--- Start Collected data ---

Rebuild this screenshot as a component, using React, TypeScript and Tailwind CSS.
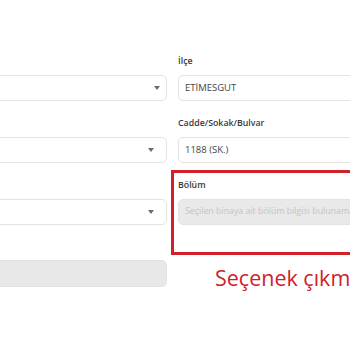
import React from "react";

const font = { fontFamily: '"Open Sans", "Liberation Sans", sans-serif' };

function Chevron({ offset }: { offset: string }) {
  return (
    <span className={`absolute top-1/2 -translate-y-1/2 ${offset} w-0 h-0 border-l-[3px] border-r-[3px] border-t-[4px] border-l-transparent border-r-transparent border-t-[#6b6b6b]`} />
  );
}

function SelectBox({ offset }: { offset: string }) {
  return (
    <div className="relative h-[26px] rounded-[5px] border border-[#e3e3e3] bg-white">
      <Chevron offset={offset} />
    </div>
  );
}

function Label({ text }: { text?: string }) {
  return (
    <div className="h-[12px] leading-[12px] mb-[8px] text-[8.8px] font-semibold text-[#3a3a3a]">
      {text ?? ""}
    </div>
  );
}

export default function App() {
  return (
    <div className="w-[350px] h-[350px] overflow-hidden relative bg-white" style={font}>
      <div className="flex gap-[11px] -ml-[20px] pt-[55px]">
        <div className="w-[187px] shrink-0 flex flex-col">
          <Label />
          <SelectBox offset="right-[6px]" />
          <div className="h-[16px]" />
          <Label />
          <SelectBox offset="right-[12px]" />
          <div className="h-[16px]" />
          <Label />
          <SelectBox offset="right-[12px]" />
          <div className="h-[35px]" />
          <div className="h-[27px] rounded-[5px] bg-[#e8e8e8] border border-[#e3e3e3]" />
        </div>
        <div className="w-[220px] shrink-0 flex flex-col">
          <Label text="İlçe" />
          <div className="h-[26px] rounded-[5px] border border-[#e3e3e3] bg-white flex items-center px-[6px] text-[9.5px] text-[#444]">
            ETİMESGUT
          </div>
          <div className="h-[16px]" />
          <Label text="Cadde/Sokak/Bulvar" />
          <div className="h-[26px] rounded-[5px] border border-[#e3e3e3] bg-white flex items-center px-[6px] text-[9.5px] text-[#444]">
            1188 (SK.)
          </div>
          <div className="h-[16px]" />
          <Label text="Bölüm" />
          <div className="h-[26px] rounded-[5px] border border-[#e3e3e3] bg-[#e9e9e9] flex items-center px-[6px] text-[8.8px] text-[#c4c4c4] whitespace-nowrap overflow-hidden">
            Seçilen binaya ait bölüm bilgisi bulunamadı
          </div>
          <div className="h-[35px]" />
          <div className="h-[27px] pl-[37px] pt-[4px] text-[21.5px] leading-[27px] text-[#d0202a] whitespace-nowrap">
            Seçenek çıkmıyor
          </div>
        </div>
      </div>
      <div className="absolute left-[171px] top-[170px] w-[200px] h-[85px] border-[3px] border-[#d0202a] pointer-events-none" />
    </div>
  );
}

--- End Collected data ---

> _What is asked_
Print out the whole of the material word for word, without pictures.

> _Solution to this problem_
Rebuild this screenshot as a component, using React, TypeScript and Tailwind CSS.
import React from "react";

const font = { fontFamily: '"Open Sans", "Liberation Sans", sans-serif' };

function Chevron({ offset }: { offset: string }) {
  return (
    <span className={`absolute top-1/2 -translate-y-1/2 ${offset} w-0 h-0 border-l-[3px] border-r-[3px] border-t-[4px] border-l-transparent border-r-transparent border-t-[#6b6b6b]`} />
  );
}

function SelectBox({ offset }: { offset: string }) {
  return (
    <div className="relative h-[26px] rounded-[5px] border border-[#e3e3e3] bg-white">
      <Chevron offset={offset} />
    </div>
  );
}

function Label({ text }: { text?: string }) {
  return (
    <div className="h-[12px] leading-[12px] mb-[8px] text-[8.8px] font-semibold text-[#3a3a3a]">
      {text ?? ""}
    </div>
  );
}

export default function App() {
  return (
    <div className="w-[350px] h-[350px] overflow-hidden relative bg-white" style={font}>
      <div className="flex gap-[11px] -ml-[20px] pt-[55px]">
        <div className="w-[187px] shrink-0 flex flex-col">
          <Label />
          <SelectBox offset="right-[6px]" />
          <div className="h-[16px]" />
          <Label />
          <SelectBox offset="right-[12px]" />
          <div className="h-[16px]" />
          <Label />
          <SelectBox offset="right-[12px]" />
          <div className="h-[35px]" />
          <div className="h-[27px] rounded-[5px] bg-[#e8e8e8] border border-[#e3e3e3]" />
        </div>
        <div className="w-[220px] shrink-0 flex flex-col">
          <Label text="İlçe" />
          <div className="h-[26px] rounded-[5px] border border-[#e3e3e3] bg-white flex items-center px-[6px] text-[9.5px] text-[#444]">
            ETİMESGUT
          </div>
          <div className="h-[16px]" />
          <Label text="Cadde/Sokak/Bulvar" />
          <div className="h-[26px] rounded-[5px] border border-[#e3e3e3] bg-white flex items-center px-[6px] text-[9.5px] text-[#444]">
            1188 (SK.)
          </div>
          <div className="h-[16px]" />
          <Label text="Bölüm" />
          <div className="h-[26px] rounded-[5px] border border-[#e3e3e3] bg-[#e9e9e9] flex items-center px-[6px] text-[8.8px] text-[#c4c4c4] whitespace-nowrap overflow-hidden">
            Seçilen binaya ait bölüm bilgisi bulunamadı
          </div>
          <div className="h-[35px]" />
          <div className="h-[27px] pl-[37px] pt-[4px] text-[21.5px] leading-[27px] text-[#d0202a] whitespace-nowrap">
            Seçenek çıkmıyor
          </div>
        </div>
      </div>
      <div className="absolute left-[171px] top-[170px] w-[200px] h-[85px] border-[3px] border-[#d0202a] pointer-events-none" />
    </div>
  );
}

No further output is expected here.